Aristoteles betont mehrfach, dass die Lustfreundschaft vor allem unter jungen Menschen bestehe (vgl. VIII 3 und VIII 7). Auch in der Kindheit komme die Lustfreundschaft vor (vgl. VIII 5).
Die Lustfreundschaft könne sowohl unter tugendhaften, als auch unter weniger tugendhaften Menschen geschlossen werden (vgl. VIII 5).

Die Nutzenfreundschaft
Wenn der Umgang ausschließlich nützlich sei, handele es sich um eine Nutzenfreundschaft. Eine Nutzenfreundschaft entstehe häufig aus Gegensätzen: z. B., dass ein Armer und ein Reicher Nutzenfreunde seien oder ein Wissender und ein Unwissender (vgl. VIII 10). In der Nutzenfreundschaft scheinen die Nutzenfreunde genau zu rechnen; Aristoteles sagt, dass die Nutzenfreundschaft „etwas für Krämer“ (VIII 7) sei. Auch gebe es in der Nutzenfreundschaft oft Streit. „Denn da man des Nutzens wegen miteinander umgeht, verlangt man immer noch mehr“ (VIII 15). Wenn der eine Nutzenfreund dem anderen keinen Nutzen mehr verschaffe, ende die Nutzenfreundschaft (vgl.
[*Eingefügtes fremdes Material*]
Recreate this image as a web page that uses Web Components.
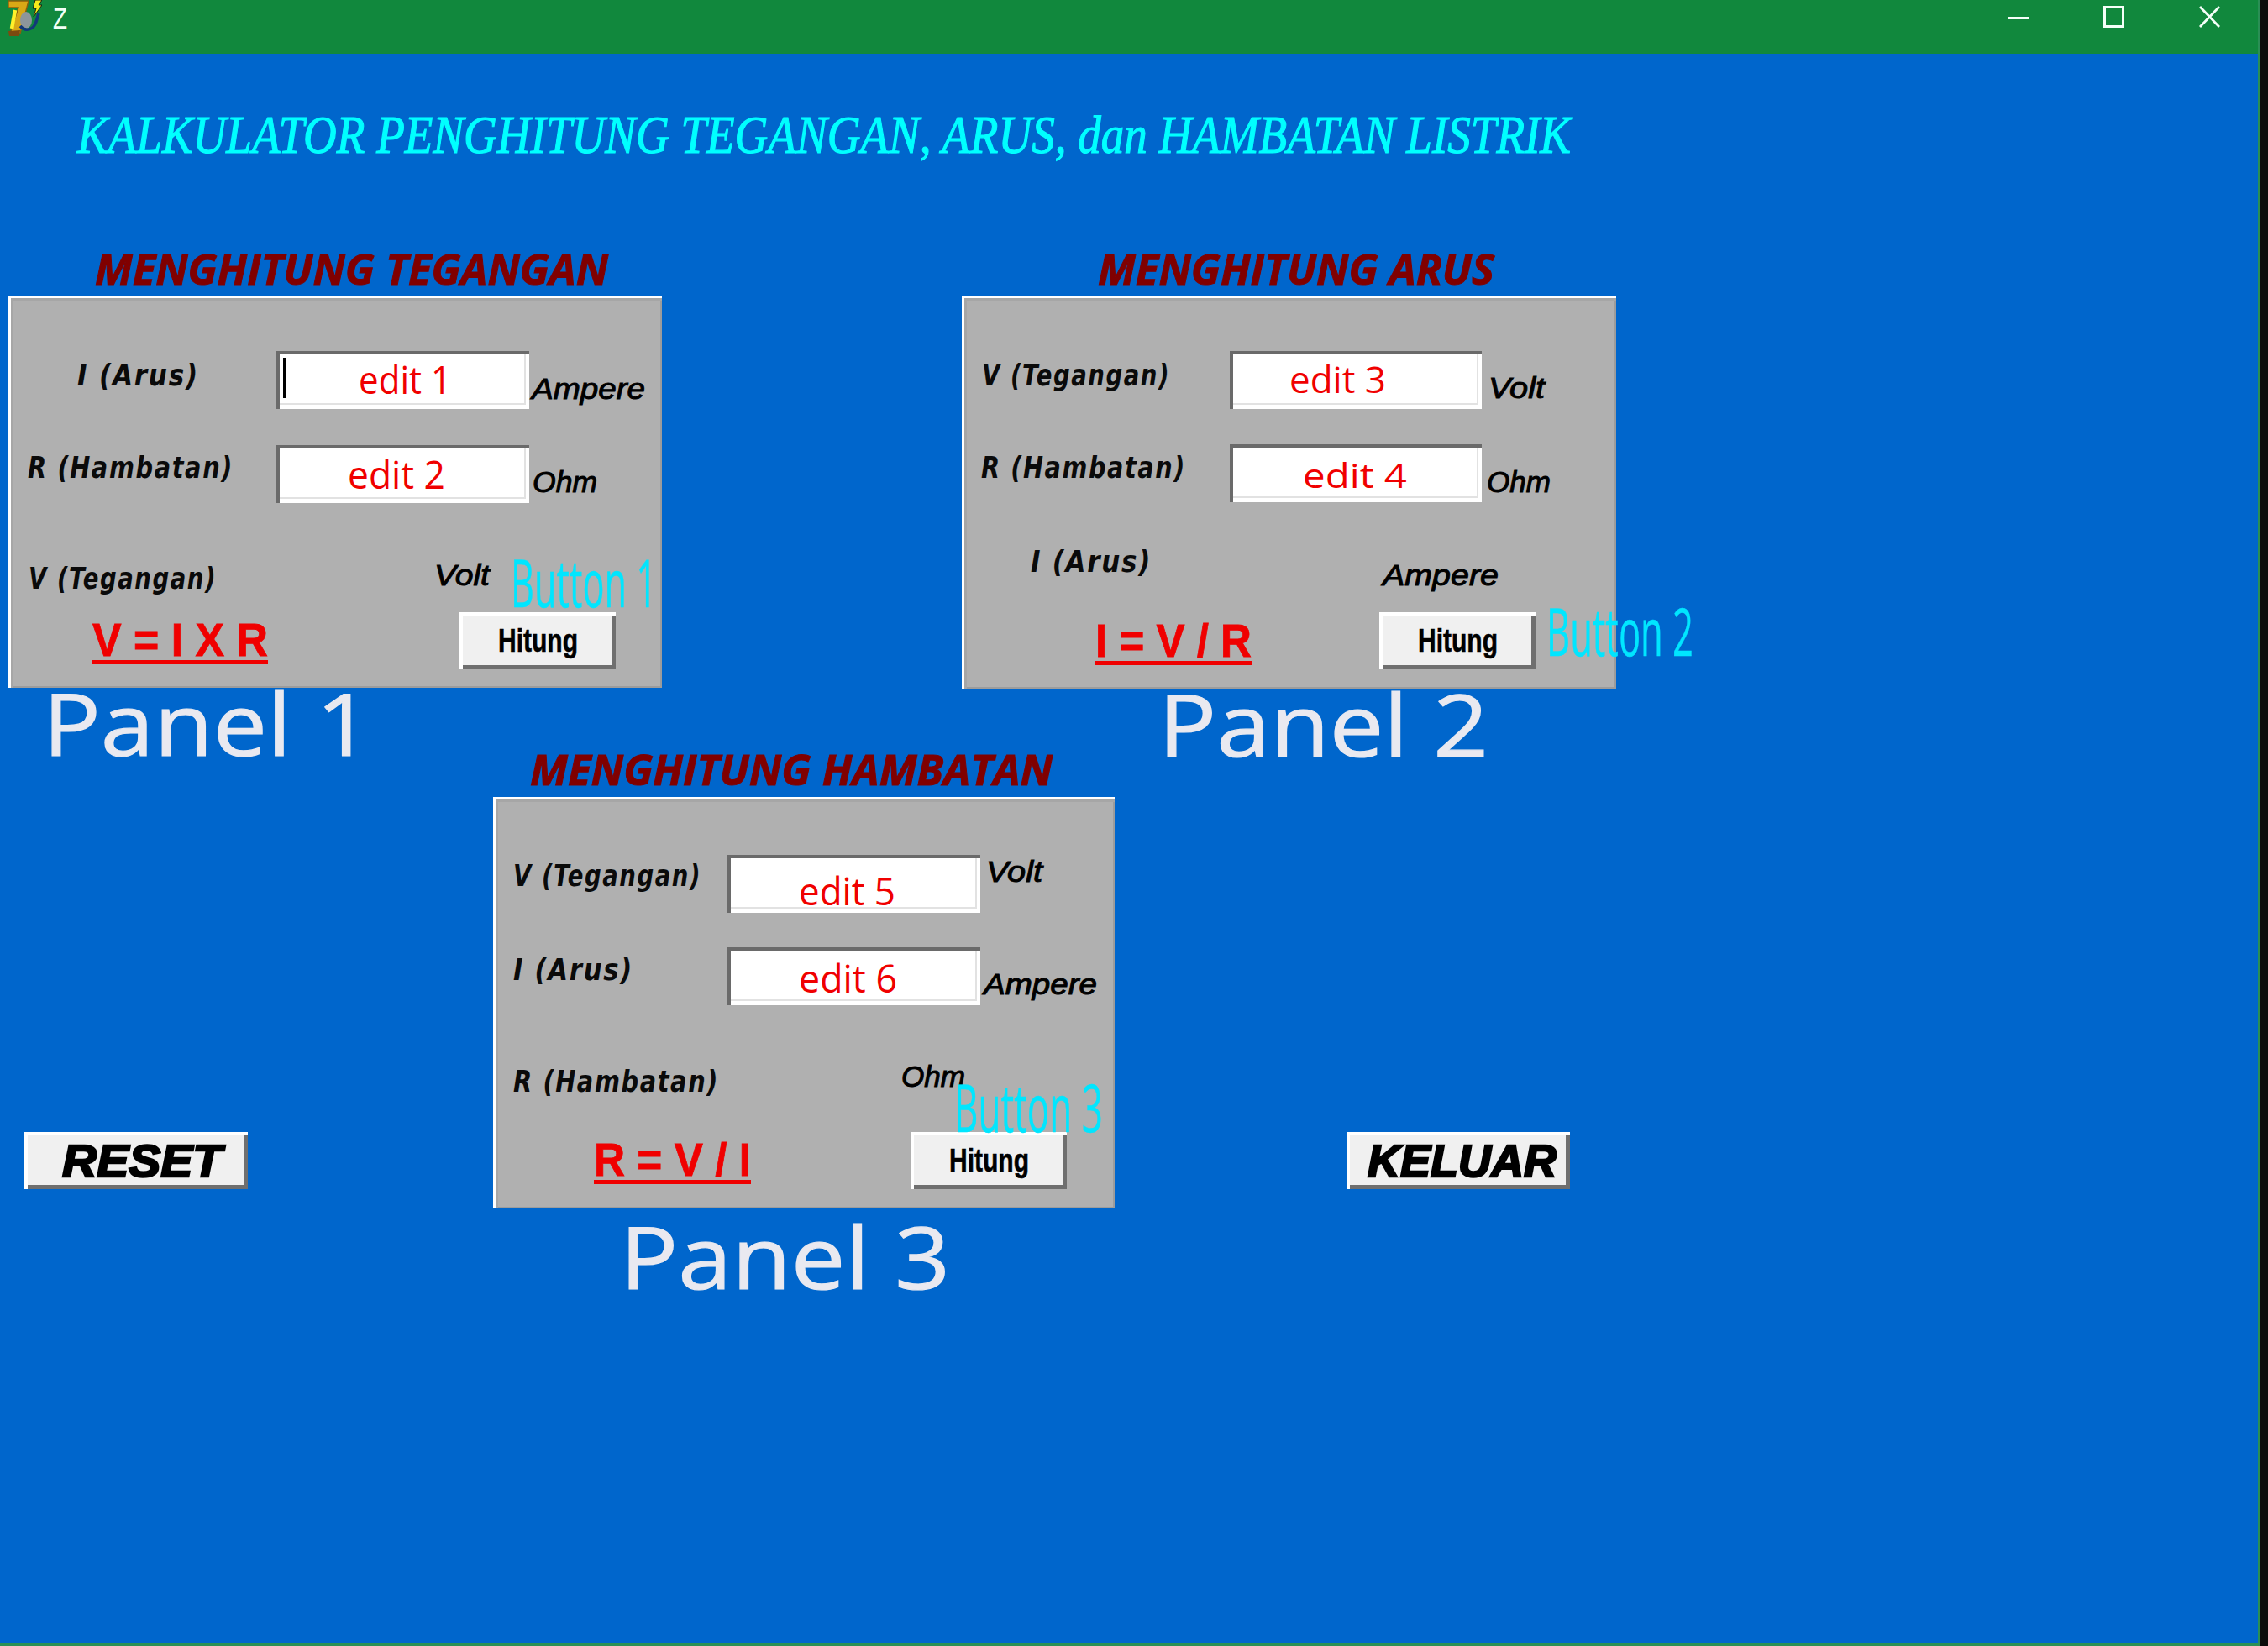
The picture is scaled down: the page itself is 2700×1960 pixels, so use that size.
<!DOCTYPE html>
<html lang="id">
<head>
<meta charset="utf-8">
<title>z</title>
<style>
html,body{margin:0;padding:0;background:#0b0b0b}
</style>
</head>
<body>
<app-window>
  <title-bar slot="bar"><fit-text kind="z" s="35" w="17">Z</fit-text></title-bar>
  <fit-text kind="title" s="64" w="1778" style="margin:65px 0 0 92px;height:167px">KALKULATOR PENGHITUNG TEGANGAN, ARUS, dan HAMBATAN LISTRIK</fit-text>
  <form-row style="padding-left:10px;gap:357px">
    <calc-panel heading="MENGHITUNG TEGANGAN" hw="611" hx="103" hy="-1" caption="Panel 1" cw="391" cx="41" cy="-9" style="--box-w:778px;--box-h:467px;--pad:66px;--cols:319px 301px 1fr;--rows:112px 69px 130px 68px">
      <fit-text kind="label" s="36" w="145" style="margin:11px 0 0 82px">I (Arus)</fit-text>
      <edit-box caret><fit-text kind="edit" s="46" w="110" style="margin:10px 0 0 98px">edit 1</fit-text></edit-box>
      <fit-text kind="unit" s="35" w="135" style="margin:27px 0 0 3px">Ampere</fit-text>
      <fit-text kind="label" s="36" w="245" style="margin:9px 0 0 23px">R (Hambatan)</fit-text>
      <edit-box><fit-text kind="edit" s="46" w="116" style="margin:11px 0 0 85px">edit 2</fit-text></edit-box>
      <fit-text kind="unit" s="35" w="77" style="margin:26px 0 0 4px">Ohm</fit-text>
      <fit-text kind="label" s="36" w="224" style="margin:72px 0 0 24px">V (Tegangan)</fit-text>
      <fit-text kind="unit" s="35" w="66" style="margin:68px 0 0 188px">Volt</fit-text>
      <fit-text kind="formula" s="55" w="209" style="grid-column:1;margin:6px 0 0 100px">V = I X R</fit-text>
      <ui-button style="margin-left:218px"><fit-text kind="hitung" s="38" w="95">Hitung</fit-text></ui-button>
      <fit-text kind="ghost" s="78" w="174" style="position:absolute;left:598px;top:302px">Button 1</fit-text>
    </calc-panel>
    <calc-panel heading="MENGHITUNG ARUS" hw="472" hx="162" hy="-1" caption="Panel 2" cw="393" cx="234" cy="-9" style="--box-w:779px;--box-h:468px;--pad:66px;--cols:319px 300px 1fr;--rows:111px 70px 130px 68px">
      <fit-text kind="label" s="36" w="224" style="margin:11px 0 0 24px">V (Tegangan)</fit-text>
      <edit-box><fit-text kind="edit" s="44" w="115" style="margin:11px 0 0 71px">edit 3</fit-text></edit-box>
      <fit-text kind="unit" s="35" w="67" style="margin:26px 0 0 8px">Volt</fit-text>
      <fit-text kind="label" s="36" w="244" style="margin:10px 0 0 23px">R (Hambatan)</fit-text>
      <edit-box><fit-text kind="edit" s="40" w="124" style="margin:17px 0 0 87px">edit 4</fit-text></edit-box>
      <fit-text kind="unit" s="35" w="76" style="margin:27px 0 0 6px">Ohm</fit-text>
      <fit-text kind="label" s="36" w="144" style="margin:52px 0 0 82px">I (Arus)</fit-text>
      <fit-text kind="unit" s="35" w="138" style="margin:68px 0 0 182px">Ampere</fit-text>
      <fit-text kind="formula" s="55" w="186" style="grid-column:1;margin:7px 0 0 159px">I = V / R</fit-text>
      <ui-button style="margin-left:178px"><fit-text kind="hitung" s="38" w="95">Hitung</fit-text></ui-button>
      <fit-text kind="ghost" s="78" w="175" style="position:absolute;left:696px;top:360px">Button 2</fit-text>
    </calc-panel>
  </form-row>
  <form-row style="padding-left:29px">
    <ui-button big style="margin-top:455px;width:266px"><fit-text kind="big" s="54" w="190" style="margin-left:45px">RESET</fit-text></ui-button>
    <calc-panel heading="MENGHITUNG HAMBATAN" hw="622" hx="44" hy="-2" caption="Panel 3" cw="393" cx="151" cy="6" style="margin-left:292px;--box-w:740px;--box-h:490px;--pad:69px;--cols:279px 301px 1fr;--rows:110px 69px 151px 69px">
      <fit-text kind="label" s="36" w="224" style="margin:7px 0 0 24px">V (Tegangan)</fit-text>
      <edit-box><fit-text kind="edit" s="46" w="115" style="margin:19px 0 0 85px">edit 5</fit-text></edit-box>
      <fit-text kind="unit" s="35" w="67" style="margin:2px 0 0 7px">Volt</fit-text>
      <fit-text kind="label" s="36" w="143" style="margin:9px 0 0 24px">I (Arus)</fit-text>
      <edit-box><fit-text kind="edit" s="46" w="117" style="margin:13px 0 0 85px">edit 6</fit-text></edit-box>
      <fit-text kind="unit" s="35" w="135" style="margin:26px 0 0 4px">Ampere</fit-text>
      <fit-text kind="label" s="36" w="245" style="margin:73px 0 0 24px">R (Hambatan)</fit-text>
      <fit-text kind="unit" s="35" w="76" style="margin:67px 0 0 207px">Ohm</fit-text>
      <fit-text kind="formula" s="55" w="187" style="grid-column:1;margin:6px 0 0 120px">R = V / I</fit-text>
      <ui-button style="margin-left:218px"><fit-text kind="hitung" s="38" w="95">Hitung</fit-text></ui-button>
      <fit-text kind="ghost" s="78" w="177" style="position:absolute;left:549px;top:330px">Button 3</fit-text>
    </calc-panel>
    <ui-button big style="margin:455px 0 0 276px;width:266px"><fit-text kind="big" s="54" w="225" style="margin-left:25px">KELUAR</fit-text></ui-button>
  </form-row>
</app-window>
<script>
function shadow(el, html){ const r = el.shadowRoot || el.attachShadow({mode:'open'}); r.innerHTML = html; return r; }

class FitText extends HTMLElement{
  connectedCallback(){
    const s = this.getAttribute('s') || 32, w = parseFloat(this.getAttribute('w'));
    const r = shadow(this, `<style>
      :host{display:block;white-space:nowrap;line-height:1;font-size:${s}px;width:${w}px;font-family:"Open Sans","Liberation Sans",sans-serif;color:#000}
      :host([kind=title]){font-family:"Liberation Serif",serif;font-style:italic;color:#00ffff;-webkit-text-stroke:1.2px #00ffff}
      :host([kind=z]){color:#f2fff6;font-family:"Liberation Sans",sans-serif}
      :host([kind=heading]){font-weight:700;font-style:italic;color:#800000;-webkit-text-stroke:1px #800000}
      :host([kind=edit]){color:#f00000}
      :host([kind=ghost]){color:#00e6ff;-webkit-text-stroke:.4px #00e6ff}
      :host([kind=caption]){color:#e9e9f0;-webkit-text-stroke:1.2px #e9e9f0}
      :host([kind=label]){font-family:"DejaVu Sans",sans-serif;font-weight:700;font-style:italic;letter-spacing:2px;color:#0a0a0a}
      :host([kind=unit]){font-family:"Liberation Sans",sans-serif;font-style:italic;color:#000;-webkit-text-stroke:1px #000}
      :host([kind=formula]){font-family:"Liberation Sans",sans-serif;font-weight:700;color:#f00000;-webkit-text-stroke:.8px #f00000}
      :host([kind=formula]) span{text-decoration:underline;text-decoration-thickness:5px;text-underline-offset:5px;text-decoration-skip-ink:none}
      :host([kind=hitung]){font-family:"Liberation Sans",sans-serif;font-weight:700;color:#000;-webkit-text-stroke:.6px #000}
      :host([kind=big]){font-family:"Liberation Sans",sans-serif;font-weight:700;font-style:italic;color:#000;-webkit-text-stroke:2.4px #000}
      span{display:inline-block;transform-origin:0 0}
    </style><span><slot></slot></span>`);
    const sp = r.querySelector('span');
    const natural = sp.getBoundingClientRect().width;
    if(natural > 0 && w) sp.style.transform = `scaleX(${w/natural})`;
  }
}

class AppWindow extends HTMLElement{
  connectedCallback(){
    shadow(this, `<style>
      :host{display:block;width:2700px;height:1960px;background:#0b0b0b;overflow:hidden}
      .win{box-sizing:border-box;width:2691px;height:1960px;background:#0066cc;border-right:3px solid #2a8f55;border-bottom:3px solid #2a8f55;display:flex;flex-direction:column}
    </style><div class="win"><slot name="bar"></slot><slot></slot></div>`);
  }
}

class TitleBar extends HTMLElement{
  connectedCallback(){
    shadow(this, `<style>
      :host{display:flex;flex:none;align-items:flex-start;height:64px;background:#11883d;padding:0 45px 0 5px}
      .icon{width:45px;height:43px;flex:none}
      .name{margin:4px 0 0 13px}
      .sp{flex:1}
      .cap{display:flex;gap:89px;margin-top:7px}
      .cap svg{width:25px;height:26px;display:block;fill:none;stroke:#f4fff8}
    </style>
    <svg class="icon" viewBox="0 0 45 43">
      <path d="M5 1H29L19 40H7L17 9H5Z" fill="#d9a816" stroke="#8c5c0c" stroke-width="1.4"/>
      <path d="M13 12L9 34" stroke="#fff02a" stroke-width="4.5" fill="none"/>
      <path d="M5 37L19 36L18 43H6Z" fill="#7c4a10"/>
      <ellipse cx="26" cy="24" rx="7" ry="10" fill="#8d969b"/>
      <path d="M19 31C25 38 35 36 38 26L41 16" fill="none" stroke="#12387a" stroke-width="3.5"/>
      <path d="M37 0H45L41 6H45L35 20L38 10H34Z" fill="#f6ea1a" stroke="#111" stroke-width=".9"/>
    </svg>
    <div class="name"><slot></slot></div>
    <div class="sp"></div>
    <div class="cap">
      <svg viewBox="0 0 25 26"><path d="M0 14.5H25" stroke-width="3"/></svg>
      <svg viewBox="0 0 25 26"><rect x="1.5" y="1.5" width="22" height="23" stroke-width="3"/></svg>
      <svg viewBox="0 0 25 26"><path d="M1 1L24 25M24 1L1 25" stroke-width="2.8"/></svg>
    </div>`);
  }
}

class FormRow extends HTMLElement{
  connectedCallback(){
    shadow(this, `<style>:host{display:flex;align-items:flex-start;flex:none}</style><slot></slot>`);
  }
}

class CalcPanel extends HTMLElement{
  connectedCallback(){
    const a = n => this.getAttribute(n);
    shadow(this, `<style>
      :host{display:block;flex:none;width:var(--box-w)}
      .head{height:56px;display:flex;align-items:flex-start}
      .box{position:relative;box-sizing:border-box;width:var(--box-w);height:var(--box-h);background:#b0b0b0;padding-top:var(--pad);
        display:grid;grid-template-columns:var(--cols);grid-template-rows:var(--rows);align-items:start;
        box-shadow:inset 3px 3px 0 #fff,inset 6px 6px 0 #a6a6a6,inset -2px -2px 0 #9c9c9c}
      .cap{height:73px;display:flex;align-items:flex-start}
      fit-text{flex:none}
    </style>
    <div class="head"><fit-text kind="heading" s="50" w="${a('hw')}" style="margin:${a('hy')}px 0 0 ${a('hx')}px">${a('heading')}</fit-text></div>
    <div class="box"><slot></slot></div>
    <div class="cap"><fit-text kind="caption" s="102" w="${a('cw')}" style="margin:${a('cy')}px 0 0 ${a('cx')}px">${a('caption')}</fit-text></div>`);
  }
}

class EditBox extends HTMLElement{
  connectedCallback(){
    const caret = this.hasAttribute('caret') ? '<i class="caret"></i>' : '';
    shadow(this, `<style>
      :host{display:flow-root;position:relative;box-sizing:border-box;height:69px;background:#fff;
        box-shadow:inset 4px 4px 0 #6a6a6a,inset -4px -5px 0 #fff,inset -6px -7px 0 #e2e2e2}
      .caret{position:absolute;left:8px;top:8px;width:3px;height:48px;background:#000}
    </style>${caret}<slot></slot>`);
  }
}

class UiButton extends HTMLElement{
  connectedCallback(){
    const big = this.hasAttribute('big');
    shadow(this, `<style>
      :host{display:flex;box-sizing:border-box;align-items:center;justify-content:${big?'flex-start':'center'};width:186px;height:68px;background:#f0f0f0;flex:none;
        box-shadow:inset 4px 4px 0 #fff,inset -5px -5px 0 #6f6f6f}
    </style><slot></slot>`);
  }
}

customElements.define('fit-text', FitText);
customElements.define('edit-box', EditBox);
customElements.define('ui-button', UiButton);
customElements.define('form-row', FormRow);
customElements.define('calc-panel', CalcPanel);
customElements.define('title-bar', TitleBar);
customElements.define('app-window', AppWindow);
</script>
</body>
</html>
VIII 10).
Die Nutzenfreundschaft komme am meisten unter alten Menschen vor. Denn alte Menschen würden das Nützliche suchen (vgl. VIII 3).
Die Nutzenfreundschaft könne sowohl unter tugendhaften, als auch unter weniger tugendhaften Menschen geschlossen werden (vgl. VIII 5).

Schluss:
Aristoteles unterscheidet drei Arten von Freundschaft. Die Tugendfreundschaft sei nützlich und angenehm und biete Schutz vor Verleumdung. Die Tugendfreundschaft setze die Tugendhaftigkeit der Freunde voraus.
In der Lustfreundschaft empfänden die Freunde Lust am Umgang miteinander. Die Lustfreundschaft sei die Freundschaft der jungen Menschen. Die Nutzenfreundschaft sei für die Freunde ausschließlich nützlich; sie sei die Freundschaft der älteren Menschen und bestehe häufig aus Gegensätzlichen: z. B. einem Reichen und einem Armen oder einem Wissenden und einem Unwissenden.

Felix H.

Literatur:
Aristoteles: Nikomachische Ethik, übersetzt und herausgegeben von Ursula Wolf, Reinbek 52015.